A cura di Adriana Aronadio 19.01.2013

Accoltellate, uccise con il phon nella vasca da bagno, bruciate, maltrattate ed umiliate ripetutamente, per anni, solo perché donne. Per non parlare poi di quelle che arrivano a suicidarsi, perché oltraggiate e mortificate, fisicamente e psicologicamente, dal proprio aguzzino, dalla società intera e dalle Istituzioni che non l’hanno aiutata, ma abbandonata.

Sono queste le notizie che leggiamo quasi quotidianamente; in Italia, ogni due-tre giorni una donna muore per mano di un uomo a cui era legata affettivamente e sentimentalmente.

Nell’ultima indagine Istat del 2006 è emerso che sono 6 milioni 743 mila le donne, dai 16 ai 70 anni, vittime di violenza fisica e sessuale. Mentre il numero di omicidi di uomini su uomini è diminuito dall’inizio del 1990, quello delle donne uccise dagli uomini è aumentato.

Ci sarà un motivo se nel 2012 l’Italia è scesa dal 74° all’80° posto – dopo il Ghana e il Bangladesh – nella classifica del Gender Gap Report sulla condizione della donna nel mondo, stilata dal World Economic Forum.

Solo nel 2012 – e siamo ancora ai primi di novembre – sono più di 100 le donne assassinate da padri, fratelli, mariti, ex mariti, conviventi, ex fidanzati. Nel 2011 sono state 137; nel 2010, invece, 127.

Una vera e propria mattanza, con movente di genere, che ha portato a parlare anche in Italia di “Femminicidio”.

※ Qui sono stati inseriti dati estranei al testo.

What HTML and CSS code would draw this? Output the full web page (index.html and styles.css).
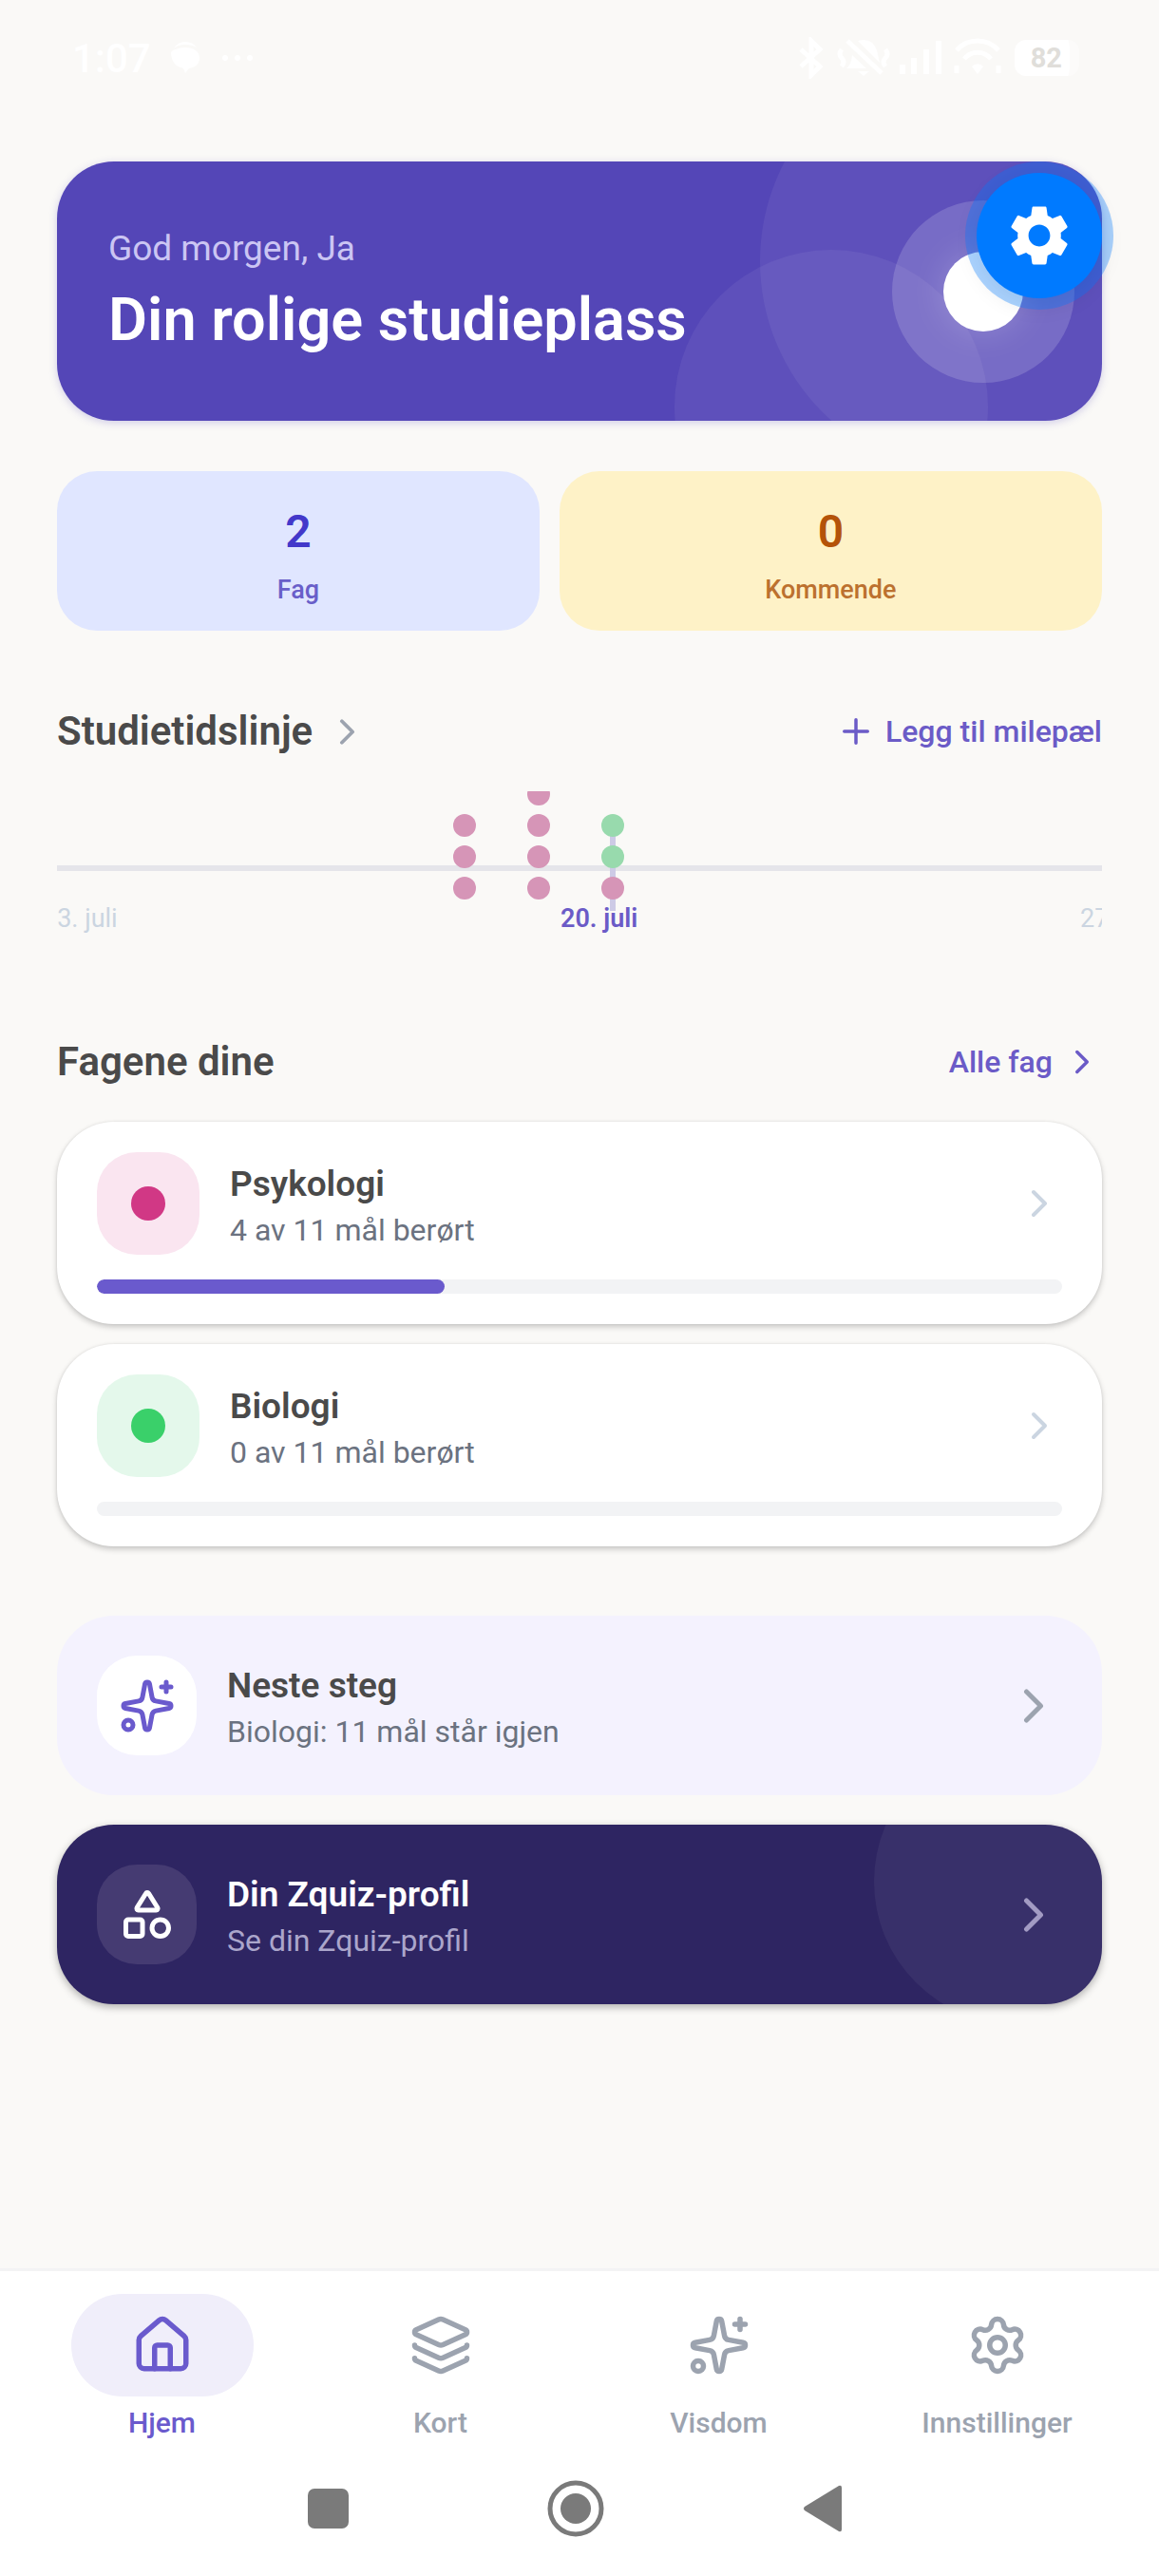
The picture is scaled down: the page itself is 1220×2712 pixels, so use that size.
FILE: index.html
```html
<!DOCTYPE html>
<html lang="no">
  <head>
    <meta charset="utf-8">
    <meta name="viewport" content="width=device-width, initial-scale=1">
    <title>Zquiz</title>
    <link rel="stylesheet" href="styles.css">
  </head>
  <body>
    <!-- shared icons -->
    <svg class="sprite" aria-hidden="true">
      <symbol id="chevron" viewBox="0 0 24 24"><path d="m9 18 6-6-6-6"/></symbol>
      <symbol id="sparkles" viewBox="0 0 24 24">
        <path d="M11.017 2.814a1 1 0 0 1 1.966 0l1.051 5.558a2 2 0 0 0 1.594 1.594l5.558 1.051a1 1 0 0 1 0 1.966l-5.558 1.051a2 2 0 0 0-1.594 1.594l-1.051 5.558a1 1 0 0 1-1.966 0l-1.051-5.558a2 2 0 0 0-1.594-1.594l-5.558-1.051a1 1 0 0 1 0-1.966l5.558-1.051a2 2 0 0 0 1.594-1.594z"/>
        <path d="M20 2v4M22 4h-4"/>
        <circle cx="4" cy="20" r="2"/>
      </symbol>
    </svg>

    <header class="status">
      <span class="time">1:07</span>
      <svg class="status-left" viewBox="0 0 90 44" aria-hidden="true">
        <path d="M6 12q4-7 12-7 8 0 12 6-5-3-12-3-8 0-12 4zM18 11c9 0 15 4 15 11s-5 10-11 11l-4 5-2-5C8 31 3 26 3 16q2-3 5-3 4-2 10-2z"/>
        <circle cx="60" cy="22" r="3"/><circle cx="73" cy="22" r="3"/><circle cx="86" cy="22" r="3"/>
      </svg>
      <svg class="status-right" viewBox="0 0 216 44" aria-hidden="true">
        <g class="line">
          <path d="M3 13l20 18-9 9V4l9 9L3 31"/>
          <path d="M52 4l36 34M46 13q-4 5 0 9q4 4 0 9M92 13q4 5 0 9q-4 4 0 9"/>
          <path d="M167 14a29 29 0 0 1 44 0M175 23a18 18 0 0 1 28 0"/>
          <path d="M167 30v8M211 30v8"/>
        </g>
        <path d="M51 33q5-4 6-14l15 14zM63 4q15-4 20 10l3 13zM63 36h12l-6 5z"/>
        <path d="M107 29h6v10h-6zM119 22h6v17h-6zM132 13h6v26h-6zM145 4h6v35h-6z"/>
        <path d="M183 31a8 8 0 0 1 12 0l-6 8z"/>
      </svg>
      <span class="battery">82</span>
    </header>

    <button class="fab" type="button" aria-label="Verktøy">
      <svg viewBox="0 0 24 24"><path d="M19.14 12.94c.04-.3.06-.61.06-.94 0-.32-.02-.64-.07-.94l2.03-1.58c.18-.14.23-.41.12-.61l-1.92-3.32c-.12-.22-.37-.29-.59-.22l-2.39.96c-.5-.38-1.03-.7-1.62-.94l-.36-2.54c-.04-.24-.24-.41-.48-.41h-3.84c-.24 0-.43.17-.47.41l-.36 2.54c-.59.24-1.13.57-1.62.94l-2.39-.96c-.22-.08-.47 0-.59.22L2.74 8.87c-.12.21-.08.47.12.61l2.03 1.58c-.05.3-.09.63-.09.94s.02.64.07.94l-2.03 1.58c-.18.14-.23.41-.12.61l1.92 3.32c.12.22.37.29.59.22l2.39-.96c.5.38 1.03.7 1.62.94l.36 2.54c.05.24.24.41.48.41h3.84c.24 0 .44-.17.47-.41l.36-2.54c.59-.24 1.13-.56 1.62-.94l2.39.96c.22.08.47 0 .59-.22l1.92-3.32c.12-.22.07-.47-.12-.61l-2.01-1.58zM12 15.6c-1.98 0-3.6-1.62-3.6-3.6s1.62-3.6 3.6-3.6 3.6 1.62 3.6 3.6-1.62 3.6-3.6 3.6z"/></svg>
    </button>

    <main class="content">
      <section class="hero">
        <p class="greeting">God morgen, Ja</p>
        <h1>Din rolige studieplass</h1>
        <span class="halo"><span class="sun"></span></span>
      </section>

      <section class="stats">
        <div class="stat stat-subjects"><strong>2</strong><span>Fag</span></div>
        <div class="stat stat-upcoming"><strong>0</strong><span>Kommende</span></div>
      </section>

      <div class="section-head">
        <a class="section-title" href="#tidslinje"><h2>Studietidslinje</h2><svg class="icon icon-md"><use href="#chevron"/></svg></a>
        <button class="action" type="button"><svg class="icon icon-sm" viewBox="0 0 24 24"><path d="M5 12h14M12 5v14"/></svg>Legg til milepæl</button>
      </div>

      <!-- one day is 78px wide -->
      <section class="timeline" id="tidslinje">
        <div class="today" style="left: 582px"></div>
        <div class="day" style="left: 417px"><i></i><i></i><i></i></div>
        <div class="day" style="left: 495px"><i></i><i></i><i></i><i></i></div>
        <div class="day" style="left: 573px"><i class="green"></i><i class="green"></i><i></i></div>
        <span class="date" style="left: -15px">13. juli</span>
        <span class="date current" style="left: 530px">20. juli</span>
        <span class="date" style="left: 1077px">27. juli</span>
      </section>

      <div class="section-head">
        <h2>Fagene dine</h2>
        <a class="action" href="#fag">Alle fag<svg class="icon icon-sm"><use href="#chevron"/></svg></a>
      </div>

      <section class="subjects" id="fag">
        <a class="subject" href="#psykologi">
          <div class="row">
            <span class="tile pink"></span>
            <div class="text"><h3>Psykologi</h3><p>4 av 11 mål berørt</p></div>
            <svg class="icon icon-lg"><use href="#chevron"/></svg>
          </div>
          <div class="bar"><div class="fill" style="width: 36%"></div></div>
        </a>
        <a class="subject" href="#biologi">
          <div class="row">
            <span class="tile green"></span>
            <div class="text"><h3>Biologi</h3><p>0 av 11 mål berørt</p></div>
            <svg class="icon icon-lg"><use href="#chevron"/></svg>
          </div>
          <div class="bar"><div class="fill" style="width: 0"></div></div>
        </a>
      </section>

      <section class="links">
        <a class="link-card next" href="#neste">
          <span class="badge"><svg class="icon icon-xl"><use href="#sparkles"/></svg></span>
          <div class="text"><h3>Neste steg</h3><p>Biologi: 11 mål står igjen</p></div>
          <svg class="icon icon-xl"><use href="#chevron"/></svg>
        </a>
        <a class="link-card profile" href="#profil">
          <span class="badge"><svg class="icon icon-xl" viewBox="0 0 24 24"><path d="M8.3 10a.7.7 0 0 1-.626-1.079L11.4 3a.7.7 0 0 1 1.198-.043L16.3 8.9a.7.7 0 0 1-.572 1.1Z"/><rect x="3" y="14" width="7" height="7" rx="1"/><circle cx="17.5" cy="17.5" r="3.5"/></svg></span>
          <div class="text"><h3>Din Zquiz-profil</h3><p>Se din Zquiz-profil</p></div>
          <svg class="icon icon-xl"><use href="#chevron"/></svg>
        </a>
      </section>
    </main>

    <nav class="tabs">
      <a class="tab active" href="#hjem">
        <span class="pill"><svg class="icon" viewBox="0 0 24 24"><path d="M15 21v-8a1 1 0 0 0-1-1h-4a1 1 0 0 0-1 1v8"/><path d="M3 10a2 2 0 0 1 .709-1.528l7-5.999a2 2 0 0 1 2.582 0l7 5.999A2 2 0 0 1 21 10v9a2 2 0 0 1-2 2H5a2 2 0 0 1-2-2z"/></svg></span>
        Hjem
      </a>
      <a class="tab" href="#kort">
        <span class="pill"><svg class="icon" viewBox="0 0 24 24"><path d="M12.83 2.18a2 2 0 0 0-1.66 0L2.6 6.08a1 1 0 0 0 0 1.83l8.58 3.91a2 2 0 0 0 1.66 0l8.58-3.9a1 1 0 0 0 0-1.83z"/><path d="M2 12a1 1 0 0 0 .58.91l8.6 3.91a2 2 0 0 0 1.65 0l8.58-3.9A1 1 0 0 0 22 12"/><path d="M2 17a1 1 0 0 0 .58.91l8.6 3.91a2 2 0 0 0 1.65 0l8.58-3.9A1 1 0 0 0 22 17"/></svg></span>
        Kort
      </a>
      <a class="tab" href="#visdom">
        <span class="pill"><svg class="icon"><use href="#sparkles"/></svg></span>
        Visdom
      </a>
      <a class="tab" href="#innstillinger">
        <span class="pill"><svg class="icon" viewBox="0 0 24 24"><path d="M9.671 4.136a2.34 2.34 0 0 1 4.659 0 2.34 2.34 0 0 0 3.319 1.915 2.34 2.34 0 0 1 2.33 4.033 2.34 2.34 0 0 0 0 3.831 2.34 2.34 0 0 1-2.33 4.033 2.34 2.34 0 0 0-3.319 1.915 2.34 2.34 0 0 1-4.659 0 2.34 2.34 0 0 0-3.32-1.915 2.34 2.34 0 0 1-2.33-4.033 2.34 2.34 0 0 0 0-3.831A2.34 2.34 0 0 1 6.35 6.051a2.34 2.34 0 0 0 3.319-1.915"/><circle cx="12" cy="12" r="3"/></svg></span>
        Innstillinger
      </a>
    </nav>

    <footer class="system">
      <button type="button" aria-label="Oversikt"><svg viewBox="0 0 60 60"><rect x="8" y="9" width="43" height="42" rx="7"/></svg></button>
      <button type="button" aria-label="Hjem"><svg viewBox="0 0 60 60"><circle class="ring" cx="30" cy="30" r="27"/><circle cx="30" cy="30" r="16"/></svg></button>
      <button type="button" aria-label="Tilbake"><svg viewBox="0 0 60 60"><path d="M47 6q3-1 3 2v44q0 3-3 2L11 32q-2-2 0-4z"/></svg></button>
    </footer>
  </body>
</html>
```

FILE: styles.css
```css
* {
  box-sizing: border-box;
}
body {
  display: flex;
  flex-direction: column;
  min-height: 100vh;
  margin: 0;
  position: relative;
  background: #faf9f7;
  color: #4a4a4a;
  font-family: Roboto, "Liberation Sans", sans-serif;
}
h1, h2, h3, p {
  margin: 0;
}
a {
  color: inherit;
  text-decoration: none;
}
button {
  padding: 0;
  border: 0;
  background: none;
  font: inherit;
  color: inherit;
}
svg {
  display: block;
  flex: none;
}
.sprite {
  position: absolute;
  width: 0;
  height: 0;
}

/* icons */
.icon {
  width: 66px;
  height: 66px;
  fill: none;
  stroke: currentColor;
  stroke-width: 2;
  stroke-linecap: round;
  stroke-linejoin: round;
}
.icon-sm { width: 42px; height: 42px; }
.icon-md { width: 45px; height: 45px; color: #9ca3af; }
.icon-lg { width: 48px; height: 48px; color: #cbd5e1; }
.icon-xl { width: 60px; height: 60px; }

/* status bar */
.status {
  display: flex;
  align-items: center;
  height: 122px;
  padding: 0 84px 0 76px;
  color: #fff;
}
.time {
  font-size: 42px;
  font-weight: 500;
}
.status svg {
  height: 44px;
  fill: #fff;
}
.status .line {
  fill: none;
  stroke: #fff;
  stroke-width: 5;
}
.status-left {
  width: 90px;
  margin-left: 18px;
}
.status-right {
  width: 216px;
  margin-left: auto;
}
.battery {
  margin-left: 12px;
  padding: 0 8px 0 17px;
  border-right: 10px solid #fcfbfa;
  border-radius: 12px;
  background: #fff;
  color: #e0deda;
  font-size: 29px;
  font-weight: 700;
  line-height: 38px;
}

/* floating button */
.fab {
  position: absolute;
  top: 182px;
  right: 60px;
  z-index: 2;
  display: grid;
  place-items: center;
  width: 132px;
  height: 132px;
  border-radius: 50%;
  background: #007aff;
  box-shadow: 0 0 0 12px rgba(0, 122, 255, 0.33), 0 6px 24px rgba(0, 0, 0, 0.1);
}
.fab svg {
  width: 76px;
  height: 76px;
  fill: #fff;
}

.content {
  flex: 1;
  padding: 48px 60px;
}

/* hero */
.hero {
  position: relative;
  overflow: hidden;
  padding: 69px 54px;
  border-radius: 60px;
  background: #5446b7;
  box-shadow: 0 2px 9px rgba(84, 70, 183, 0.25);
  color: #fff;
}
.hero::before,
.hero::after {
  content: "";
  position: absolute;
  border-radius: 50%;
  background: rgba(255, 255, 255, 0.06);
}
.hero::before {
  top: -120px;
  right: -90px;
  width: 450px;
  height: 450px;
}
.hero::after {
  top: 93px;
  right: 120px;
  width: 330px;
  height: 330px;
}
.greeting {
  margin-bottom: 15px;
  color: #cbc5f3;
  font-size: 37px;
  line-height: 46px;
}
h1 {
  font-size: 63px;
  font-weight: 600;
  line-height: 74px;
}
.halo {
  position: absolute;
  top: 41px;
  right: 29px;
  z-index: 1;
  display: grid;
  place-items: center;
  width: 192px;
  height: 192px;
  border-radius: 50%;
  background: rgba(255, 255, 255, 0.16);
}
.sun {
  width: 84px;
  height: 84px;
  border-radius: 50%;
  background: #fff;
  box-shadow: 0 0 36px rgba(255, 255, 255, 0.2);
}

/* stats */
.stats {
  display: flex;
  gap: 21px;
  margin: 53px 0 81px;
}
.stat {
  display: flex;
  flex-direction: column;
  gap: 11px;
  padding: 30px 0 27px;
  border-radius: 42px;
  text-align: center;
}
.stat strong {
  font-size: 48px;
  font-weight: 600;
  line-height: 68px;
}
.stat span {
  font-size: 27px;
  font-weight: 500;
  line-height: 32px;
}
.stat-subjects {
  flex: 8 1 0;
  background: #e0e6ff;
  color: #4338ca;
}
.stat-subjects span {
  color: #695fc9;
}
.stat-upcoming {
  flex: 9 1 0;
  background: #fef2c7;
  color: #b45309;
}
.stat-upcoming span {
  color: #bc712f;
}

/* section headings */
.section-head {
  display: flex;
  align-items: center;
  justify-content: space-between;
  margin-bottom: 38px;
}
.section-title {
  display: flex;
  align-items: center;
  gap: 14px;
}
h2 {
  font-size: 42px;
  font-weight: 600;
  line-height: 50px;
}
.action {
  display: flex;
  align-items: center;
  gap: 10px;
  color: #6b5bc7;
  font-size: 32px;
  font-weight: 500;
  line-height: 38px;
}

/* timeline */
.timeline {
  position: relative;
  overflow: hidden;
  height: 160px;
  margin-bottom: 100px;
}
.timeline::before {
  content: "";
  position: absolute;
  top: 78px;
  left: 0;
  right: 0;
  height: 6px;
  background: #e5e5ea;
}
.today {
  position: absolute;
  top: 36px;
  width: 6px;
  height: 90px;
  background: #cdcae6;
}
.day {
  position: absolute;
  bottom: 46px;
  display: flex;
  flex-direction: column;
  gap: 9px;
}
.day i {
  width: 24px;
  height: 24px;
  border-radius: 50%;
  background: #d695b7;
}
.day .green {
  background: #98daad;
}
.date {
  position: absolute;
  top: 118px;
  color: #cbd5e1;
  font-size: 27px;
  line-height: 32px;
  white-space: nowrap;
}
.current {
  color: #6b5bc7;
  font-weight: 600;
}

/* subject cards */
.subjects {
  display: flex;
  flex-direction: column;
  gap: 21px;
}
.subject {
  display: flex;
  flex-direction: column;
  gap: 26px;
  padding: 32px 42px;
  border-radius: 60px;
  background: #fff;
  box-shadow: 0 3px 6px rgba(0, 0, 0, 0.2), 0 0 3px rgba(0, 0, 0, 0.08);
}
.row {
  display: flex;
  align-items: center;
  gap: 32px;
}
.text {
  display: flex;
  flex: 1;
  flex-direction: column;
  gap: 6px;
  padding-top: 3px;
}
h3 {
  font-size: 37px;
  font-weight: 600;
  line-height: 46px;
}
.text p {
  color: #6b7280;
  font-size: 32px;
  line-height: 38px;
}
.tile {
  display: grid;
  place-items: center;
  width: 108px;
  height: 108px;
  border-radius: 42px;
}
.tile::before {
  content: "";
  width: 36px;
  height: 36px;
  border-radius: 50%;
}
.tile.pink { background: #fae5f0; }
.tile.pink::before { background: #d13885; }
.tile.green { background: #e4f8eb; }
.tile.green::before { background: #3ad06a; }
.bar {
  height: 15px;
  overflow: hidden;
  border-radius: 8px;
  background: #f2f3f5;
}
.fill {
  height: 100%;
  border-radius: 8px;
  background: #6a5acd;
}

/* link cards */
.links {
  display: flex;
  flex-direction: column;
  gap: 31px;
  margin-top: 73px;
}
.link-card {
  position: relative;
  overflow: hidden;
  display: flex;
  align-items: center;
  gap: 32px;
  padding: 42px;
  border-radius: 60px;
}
.badge {
  display: grid;
  place-items: center;
  width: 105px;
  height: 105px;
  border-radius: 42px;
}
.next {
  background: #f4f2fe;
  color: #9ca3af;
}
.next h3 {
  color: #4a4a4a;
}
.next .badge {
  background: #fff;
  color: #6a5acd;
}
.profile {
  background: #2e2562;
  color: #9e96c0;
  box-shadow: 0 3px 9px rgba(0, 0, 0, 0.3);
}
.profile::after {
  content: "";
  position: absolute;
  top: -90px;
  right: -60px;
  width: 300px;
  height: 300px;
  border-radius: 50%;
  background: rgba(255, 255, 255, 0.05);
}
.profile h3 {
  color: #fff;
}
.profile p {
  color: #aba6cb;
}
.profile .badge {
  background: #453b72;
  color: #fff;
}

/* bottom tabs */
.tabs {
  display: flex;
  padding: 24px 24px 0;
  border-top: 3px solid #f3f3f4;
  background: #fff;
}
.tab {
  display: flex;
  flex: 1;
  flex-direction: column;
  align-items: center;
  gap: 10px;
  color: #9ca3af;
  font-size: 30px;
  font-weight: 500;
  line-height: 36px;
}
.pill {
  display: grid;
  place-items: center;
  width: 192px;
  height: 108px;
  border-radius: 54px;
}
.active {
  color: #6a5acd;
}
.active .pill {
  background: #f0eefa;
}

/* system buttons */
.system {
  display: flex;
  align-items: center;
  justify-content: center;
  gap: 200px;
  height: 143px;
  padding-right: 8px;
  background: #fff;
}
.system svg {
  width: 60px;
  height: 60px;
  fill: #7a7a7a;
}
.system .ring {
  fill: none;
  stroke: #7a7a7a;
  stroke-width: 5;
}
```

Sebbene possa sembrare un neologismo, questa categoria socio-criminologica non è nuova. La prima volta è stata utilizzata da Diana Russell e Jill Radford, sociologhe e criminologhe femministe statunitensi, nel 1992, nella sua accezione più stretta di “Femmicidio”, nel senso di uccisione misogina di una donna da parte di un uomo. Il termine è stato poi sostituito da “Femminicidio”. Questa espressione nacque dopo i fatti di Ciudad Juàrez, città al confine tra Stati Uniti e Messico, in cui dal 1993 è stata compiuta una strage di donne, di età compresa tra i 6 e i 25 anni (4500 giovani donne scomparse e più di 450 stuprate, torturate, mutilate e poi uccise ed abbandonate nel deserto). Marcela Lagarde, antropologa messicana e parlamentare femminista, volle estendere il significato di “Femminicidio”, definendolo come: “la forma estrema di violenza di genere contro le donne, prodotto dalla violazione dei suoi diritti umani in ambito pubblico e privato, attraverso varie condotte misogine, che possono culminare con l’uccisione della donna stessa”.

In Messico, così come in altri Stati latinoamericani, è stato l’ONU ad indicare di inserire nella legislazione nazionale il Femminicidio come reato. Anche in Italia, unico paese non latinoamericano, l’ONU, allarmato dai dati raccolti dalla rete nazionale dei Centri Antiviolenza, ha inviato a Gennaio una Special Rapporteur, Rashida Manjoo, per verificare lo stato del nostro Paese in materia di violenza sulle donne. Nella sua Relazione, presentata il 25 Giugno, presso la sede delle Nazioni Unite a Ginevra, nel corso del Consiglio dei Diritti Umani, è stato dichiarato che “il Femminicidio in Italia è crimine di Stato, tollerato dalle pubbliche Istituzioni e che la maggioranza delle manifestazioni di violenza non sono denunciate perché vivono in un contesto culturale maschilista, dove la violenza in casa non è sempre percepita come un crimine”.

E’ necessario intervenire affinché, uomini e donne, insieme, riflettano sul rapporto maschio-femmina che sembra essere basato su un attaccamento e un’affettività disfunzionali, in quanto sempre più improntato all’odio, alla rabbia, alla possessione, all’incapacità da parte dell’uomo di sopportare il rifiuto, la rottura; un rapporto caratterizzato da uno squilibrio di potere, secondo cui la donna è un oggetto di proprietà dell’uomo e non ha diritto di scelta e di decisione, ma soprattutto non ha il diritto alla vita.

L’amore è una scelta, le donne sono libere e di amore non si può e non si deve morire.

Scriveva Eric Fromm ne “L’arte di amare” che l’amore si fonda su premura, rispetto, responsabilità e comprensione. Focalizziamoci su questi elementi e vediamo dove possiamo migliorare.